- The cover of Valiant, dated 9 July 1966.

Publication information
- Publisher: IPC Magazines
- Schedule: Weekly
- Format: Ongoing series
- Genre: Action/adventure;
- Publication date: 6 October 1962 – 16 October 1976
- No. of issues: 712
- Main character(s): Captain Hurricane Billy Bunter Sexton Blake The Steel Claw The House of Dolmann One-Eyed Jack

Creative team
- Written by: Scott Goodall Tom Tully
- Artist(s): Reg Parlett Jesús Blasco Eric Bradbury John Cooper Mike Western
- Editor(s): Steve Barker Tony Power Stewart Wales John Wagner Steve MacManus (sub-editor)

= Valiant (comics) =

British weekly comic

Valiant was a weekly British comics periodical published by Fleetway Publications and later IPC Magazines from 4 October 1962 to 16 October 1976. A boys' adventure comic, it debuted numerous memorable characters, including Captain Hurricane, The Steel Claw and Mytek the Mighty. Valiant lasted for 712 issues before being merged with stablemate Battle Picture Weekly.
== Creation ==
Having taken over Amalgamated Press in 1959 to profit from their boys' comics sales, the Mirror Group decided on the launch of a new title to join the likes of Lion, Tiger, Buster and Knockout in their portfolio, now under the name Fleetway Publications. Knockout was the elder statesman of the line, having been running since 1939; the venerable title had received a modernising makeover in 1960, and Fleetway were keen to apply the same principles used in the relaunch to a new title. At the direction of Fleetway executive Jack Le Grand, group editor Sid Bicknell assigned editors Steve Barker and Tony Power to the new comic, designed to compete with DC Thomson's smash-hit The Victor.
== Publication history ==
Valiant launched on 6 October 1962, with a Geoff Campion cover depicting new headline star Captain Hurricane and a free 'Pocket Rocket' and football League Ladders. The new comic eschewed prose stories (by then largely gone from Fleetway's other titles) in favour of comic serials and strips, interspersed with factual pages and, in later issues, letters from readers. The comic led strips based on the typical boys' adventure mix of the time - war, westerns, sport and fantasy. "Captain Hurricane" was a light-hearted World War II series depicting the adventures of Royal Marines Captain Hercules Hurricane and his long-suffering batman 'Maggot' Malone. Already a towering heavyweight, Hurricane's short temper would see him pitched into "ragin' furies" that blessed him with the power to cut an unarmed swathe through German troops and tie tank barrels in knots. Hugely popular with readers, Captain Hurricane would be a constant presence throughout the magazine's life.
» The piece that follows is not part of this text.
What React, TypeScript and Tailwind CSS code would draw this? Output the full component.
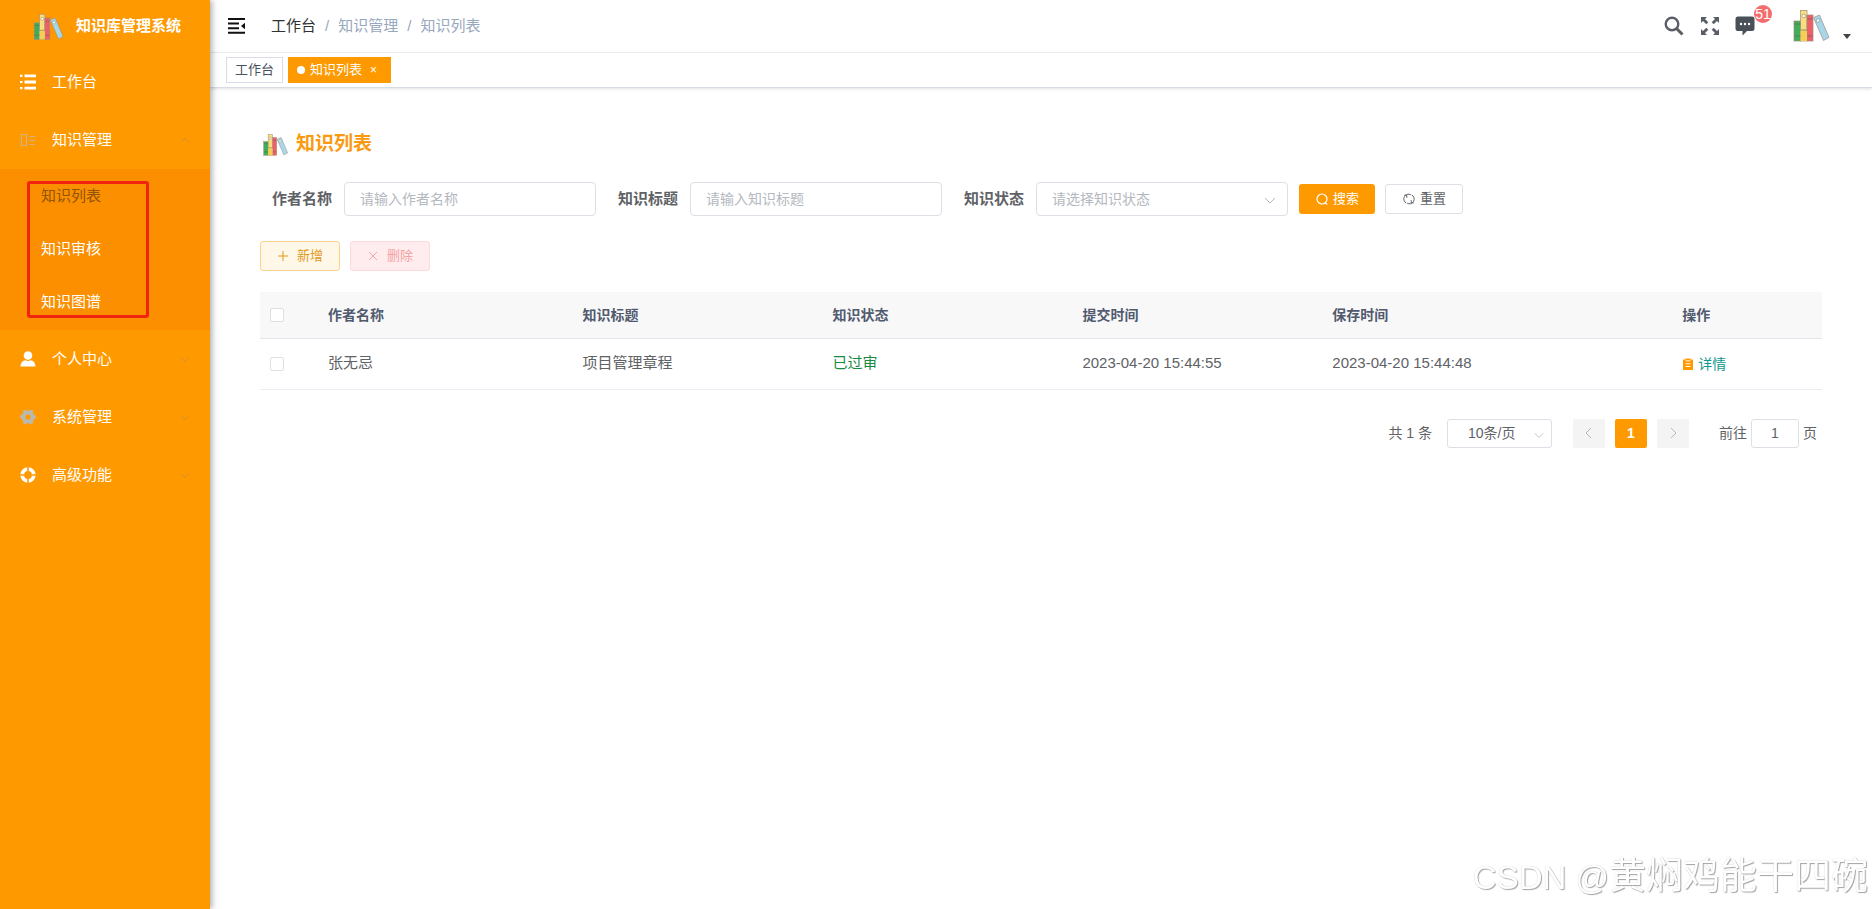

More straight-laced military history was provided by "To Glory We Steer", modified versions of The Comet's Horatio Nelson biographical naval warfare story, and "Blade of the Frontier". Another reprint was highwayman actioner "Jack o' Justice", brought over from Radio Fun and actually a modified version of Suns "Dick Turpin". Despite this cut-price origin, the feature proved popular enough with readers that when the Dick Turpin inventory ran dry in 1964, new Jack O'Justice adventures were commissioned, with Tom Kerr among the artists. Meanwhile "Hawk Hunter and the Iron Horse" saw the former - raised by native Americans but "a white man at heart" - hired by Union Pacific to protect the latter. "Paladin the Fearless" told the story of a young boy raised as a champion of the English against Viking invaders; the story was actually a loosely translated import of Albert Uderzo's Belloy. "Kid Gloves" meanwhile told the story of its eponymous hero, a "gentle giant" who becomes a boxer.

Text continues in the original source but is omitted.